When Extinction Is Warranted: Invasive Species, Suppression-Drives and the Worst-Case Scenario

Pages 132-152 | Published online: 25 Nov 2020
 

ABSTRACT

Most current techniques to deal with invasive species are ineffective or have highly damaging side effects. To this end suppression-drives based on clustered regularly inter-spaced short palindromic repeats (CRISPR/Cas9) have been touted as a potential silver bullet for the problem, allowing for a highly focused, humane and cost-effective means of removing a target species from an environment. Suppression-drives come with serious risks, however, such that the precautionary principle seems to warrant us not deploying this technology. The focus of this paper is on one such risk – the danger of a suppression-drive escaping containment and wiping out the target species globally. Here, I argue that in most cases this risk is significant enough to warrant not using a gene-drive. In some cases, however, we can bypass the precautionary principle by using an approach that hinges on what I term the ‘Worst-Case Clause’. This clause, in turn, provides us with a litmus test that can be fruitfully used to determine what species are viable targets for suppression-drives in the wild. Using this metric in concert with other considerations, I suggest that only three species are currently possible viable targets – the European rabbit, ship rat and Caribbean Tree Frog.

Disclosure statement

No potential conflict of interest was reported by the author(s).

Notes

1. For a good discussion of playing god see Evans (Citation2002). Intrinsic value we will return to later, but Rolston (Citation1999) is the only positive argument I can find in favor of this position. For technological reliance, both White (Citation1967) and Scott (Citation2011) provide nice overviews of how technological advances interact with environmental concerns. For pragmatic concerns, work by Roberts et al. (Citation2017), Moran and Jarvik (Citation2010), H. Zhang et al. (Citation2014), and (Citation2015)) talk about why problems like off-target effects, and horizontal gene transfer are, even today, relatively minimal concerns for the technology.

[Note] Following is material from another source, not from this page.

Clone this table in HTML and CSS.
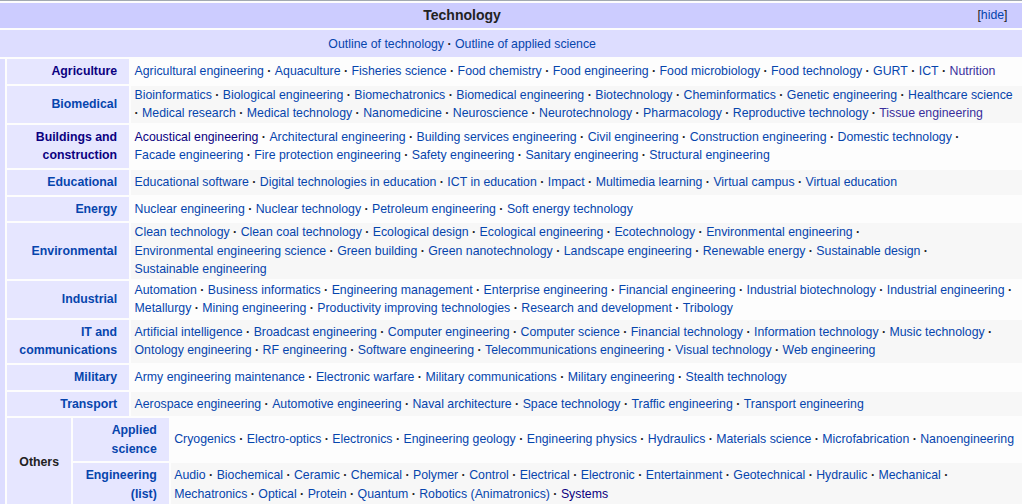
FILE: index.html
```html
<!DOCTYPE html>
<html lang="en">
<head>
<meta charset="utf-8">
<title>Technology navbox</title>
<link rel="stylesheet" href="styles.css">
</head>
<body>
<div class="navbox">
  <div class="title">
    <span class="title-text">Technology</span>
    <span class="hide">[<a href="#">hide</a>]</span>
  </div>
  <div class="above">
    <ul class="hlist">
      <li><a href="#">Outline of technology</a></li>
      <li><a href="#">Outline of applied science</a></li>
    </ul>
  </div>
  <div class="body">
    <div class="stripe"></div>
    <div class="inner">
      <div class="groups">
        <div class="group"><a class="v" href="#">Agriculture</a></div>
        <div class="list odd"><ul class="hlist">
          <li><a href="#">Agricultural engineering</a></li>
          <li><a href="#">Aquaculture</a></li>
          <li><a href="#">Fisheries science</a></li>
          <li><a href="#">Food chemistry</a></li>
          <li><a href="#">Food engineering</a></li>
          <li><a href="#">Food microbiology</a></li>
          <li><a href="#">Food technology</a></li>
          <li><a href="#">GURT</a></li>
          <li><a href="#">ICT</a></li>
          <li><a class="vl" href="#">Nutrition</a></li>
        </ul></div>

        <div class="group"><a href="#">Biomedical</a></div>
        <div class="list even"><ul class="hlist">
          <li><a href="#">Bioinformatics</a></li>
          <li><a href="#">Biological engineering</a></li>
          <li><a href="#">Biomechatronics</a></li>
          <li><a href="#">Biomedical engineering</a></li>
          <li><a href="#">Biotechnology</a></li>
          <li><a href="#">Cheminformatics</a></li>
          <li><a href="#">Genetic engineering</a></li>
          <li><a href="#">Healthcare science</a></li>
          <li><a href="#">Medical research</a></li>
          <li><a href="#">Medical technology</a></li>
          <li><a href="#">Nanomedicine</a></li>
          <li><a href="#">Neuroscience</a></li>
          <li><a href="#">Neurotechnology</a></li>
          <li><a href="#">Pharmacology</a></li>
          <li><a href="#">Reproductive technology</a></li>
          <li><a class="vl" href="#">Tissue engineering</a></li>
        </ul></div>

        <div class="group"><a class="v" href="#">Buildings and construction</a></div>
        <div class="list odd"><ul class="hlist">
          <li><a class="v" href="#">Acoustical engineering</a></li>
          <li><a href="#">Architectural engineering</a></li>
          <li><a href="#">Building services engineering</a></li>
          <li><a href="#">Civil engineering</a></li>
          <li><a href="#">Construction engineering</a></li>
          <li><a href="#">Domestic technology</a></li>
          <li><a href="#">Facade engineering</a></li>
          <li><a href="#">Fire protection engineering</a></li>
          <li><a href="#">Safety engineering</a></li>
          <li><a href="#">Sanitary engineering</a></li>
          <li><a href="#">Structural engineering</a></li>
        </ul></div>

        <div class="group"><a href="#">Educational</a></div>
        <div class="list even"><ul class="hlist">
          <li><a href="#">Educational software</a></li>
          <li><a href="#">Digital technologies in education</a></li>
          <li><a href="#">ICT in education</a></li>
          <li><a href="#">Impact</a></li>
          <li><a href="#">Multimedia learning</a></li>
          <li><a href="#">Virtual campus</a></li>
          <li><a href="#">Virtual education</a></li>
        </ul></div>

        <div class="group"><a href="#">Energy</a></div>
        <div class="list odd"><ul class="hlist">
          <li><a href="#">Nuclear engineering</a></li>
          <li><a href="#">Nuclear technology</a></li>
          <li><a href="#">Petroleum engineering</a></li>
          <li><a href="#">Soft energy technology</a></li>
        </ul></div>

        <div class="group"><a href="#">Environmental</a></div>
        <div class="list even"><ul class="hlist">
          <li><a href="#">Clean technology</a></li>
          <li><a href="#">Clean coal technology</a></li>
          <li><a href="#">Ecological design</a></li>
          <li><a href="#">Ecological engineering</a></li>
          <li><a href="#">Ecotechnology</a></li>
          <li><a href="#">Environmental engineering</a></li>
          <li><a href="#">Environmental engineering science</a></li>
          <li><a href="#">Green building</a></li>
          <li><a href="#">Green nanotechnology</a></li>
          <li><a href="#">Landscape engineering</a></li>
          <li><a href="#">Renewable energy</a></li>
          <li><a href="#">Sustainable design</a></li>
          <li><a href="#">Sustainable engineering</a></li>
        </ul></div>

        <div class="group"><a href="#">Industrial</a></div>
        <div class="list odd"><ul class="hlist">
          <li><a href="#">Automation</a></li>
          <li><a href="#">Business informatics</a></li>
          <li><a href="#">Engineering management</a></li>
          <li><a href="#">Enterprise engineering</a></li>
          <li><a href="#">Financial engineering</a></li>
          <li><a href="#">Industrial biotechnology</a></li>
          <li><a href="#">Industrial engineering</a></li>
          <li><a href="#">Metallurgy</a></li>
          <li><a href="#">Mining engineering</a></li>
          <li><a href="#">Productivity improving technologies</a></li>
          <li><a href="#">Research and development</a></li>
          <li><a href="#">Tribology</a></li>
        </ul></div>

        <div class="group"><a href="#">IT and communications</a></div>
        <div class="list even"><ul class="hlist">
          <li><a href="#">Artificial intelligence</a></li>
          <li><a href="#">Broadcast engineering</a></li>
          <li><a href="#">Computer engineering</a></li>
          <li><a href="#">Computer science</a></li>
          <li><a href="#">Financial technology</a></li>
          <li><a href="#">Information technology</a></li>
          <li><a href="#">Music technology</a></li>
          <li><a href="#">Ontology engineering</a></li>
          <li><a href="#">RF engineering</a></li>
          <li><a href="#">Software engineering</a></li>
          <li><a href="#">Telecommunications engineering</a></li>
          <li><a href="#">Visual technology</a></li>
          <li><a href="#">Web engineering</a></li>
        </ul></div>

        <div class="group"><a href="#">Military</a></div>
        <div class="list odd"><ul class="hlist">
          <li><a href="#">Army engineering maintenance</a></li>
          <li><a href="#">Electronic warfare</a></li>
          <li><a href="#">Military communications</a></li>
          <li><a href="#">Military engineering</a></li>
          <li><a href="#">Stealth technology</a></li>
        </ul></div>

        <div class="group"><a href="#">Transport</a></div>
        <div class="list even"><ul class="hlist">
          <li><a href="#">Aerospace engineering</a></li>
          <li><a href="#">Automotive engineering</a></li>
          <li><a href="#">Naval architecture</a></li>
          <li><a href="#">Space technology</a></li>
          <li><a href="#">Traffic engineering</a></li>
          <li><a href="#">Transport engineering</a></li>
        </ul></div>
      </div>

      <div class="others">
        <div class="group plain">Others</div>
        <div class="subgroups">
          <div class="group"><a href="#">Applied science</a></div>
          <div class="list odd"><ul class="hlist">
            <li><a href="#">Cryogenics</a></li>
            <li><a href="#">Electro-optics</a></li>
            <li><a href="#">Electronics</a></li>
            <li><a href="#">Engineering geology</a></li>
            <li><a href="#">Engineering physics</a></li>
            <li><a href="#">Hydraulics</a></li>
            <li><a href="#">Materials science</a></li>
            <li><a href="#">Microfabrication</a></li>
            <li><a href="#">Nanoengineering</a></li>
          </ul></div>

          <div class="group"><a href="#">Engineering</a> <a href="#">(list)</a></div>
          <div class="list even"><ul class="hlist">
            <li><a href="#">Audio</a></li>
            <li><a href="#">Biochemical</a></li>
            <li><a href="#">Ceramic</a></li>
            <li><a href="#">Chemical</a></li>
            <li><a href="#">Polymer</a></li>
            <li><a href="#">Control</a></li>
            <li><a href="#">Electrical</a></li>
            <li><a href="#">Electronic</a></li>
            <li><a href="#">Entertainment</a></li>
            <li><a href="#">Geotechnical</a></li>
            <li><a href="#">Hydraulic</a></li>
            <li><a href="#">Mechanical</a></li>
            <li><a href="#">Mechatronics</a></li>
            <li><a href="#">Optical</a></li>
            <li><a href="#">Protein</a></li>
            <li><a href="#">Quantum</a></li>
            <li><a href="#">Robotics (Animatronics)</a></li>
            <li><a class="v" href="#">Systems</a></li>
          </ul></div>
        </div>
      </div>
    </div>
  </div>
</div>
</body>
</html>
```

FILE: styles.css
```css
html, body {
  margin: 0;
  padding: 0;
  overflow: hidden;
  background: #ffffff;
}

body {
  font-family: "Liberation Sans", Arial, sans-serif;
  font-size: 12.32px;
  line-height: 18.48px;
  color: #222222;
}

a {
  color: #0645ad;
  text-decoration: none;
  white-space: nowrap;
}

a.v {
  color: #0b0080;
}

a.vl {
  color: #3a2f9c;
}

.navbox {
  width: 1022px;
  border-top: 1px solid #a2a9b1;
  padding-top: 2px;
  background: #fdfdfd;
  display: flex;
  flex-direction: column;
  gap: 2px;
}

.title {
  background: #ccccff;
  display: flex;
  align-items: center;
  padding: 3.08px 14.5px 3.08px 12.32px;
}

.title-text {
  flex: 1;
  text-align: center;
  font-size: 14.04px;
  font-weight: bold;
  padding-right: 21.8px;
}

.hide {
  width: 6em;
  text-align: right;
  font-weight: normal;
}

.above {
  background: #ddddff;
  text-align: center;
  padding: 5px 110px 4.2px 12.32px;
}

.hlist {
  margin: 0;
  padding: 0;
  list-style: none;
}

.hlist li {
  display: inline;
}

.hlist li::after {
  content: " · ";
  font-weight: bold;
}

.hlist li:last-child::after {
  content: "";
}

.body {
  display: flex;
  gap: 2px;
}

.stripe {
  width: 5px;
  flex: none;
  background: #ddddff;
}

.inner {
  flex: 1;
  display: flex;
  flex-direction: column;
  gap: 2px;
}

.groups,
.subgroups {
  display: grid;
  grid-template-columns: min-content 1fr;
  gap: 2px;
}

.others {
  display: grid;
  grid-template-columns: min-content 1fr;
  gap: 2px;
}

.group {
  background: #e6e6ff;
  padding: 3.08px 12.32px;
  font-weight: bold;
  display: flex;
  flex-wrap: wrap;
  align-items: center;
  align-content: center;
  justify-content: flex-end;
  text-align: right;
  column-gap: 0.28em;
}

.group a {
  white-space: normal;
}

.group.plain {
  justify-content: center;
  text-align: center;
  color: #222222;
}

.list {
  display: flex;
  align-items: center;
  padding: 0 5px 0 3.08px;
  text-align: left;
}

.odd {
  background: #fdfdfd;
}

.even {
  background: #f7f7f7;
}
```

2. It is worth noting here that in some cases the global elimination of the species is actually the goal of the project. One approach that has been floated for dealing with the malaria crisis has been to wipe out malaria-carrying mosquito species using a suppression-drive, in which case scientists are obviously not trying to mitigate the chance of escape (A. A. Hammond et al., Citation2016)

3. It’s been suggested that European rabbits are the first recorded invasive species, with Pliny the Elder noting in the Naturalis Historia (VIII.80) that they were invasive to the Balearic Islands around 75AD where they caused famines, brought down trees, and collapsed houses, leading to Divine Augustus sending a troop of soldiers armed with ferrets to help the region.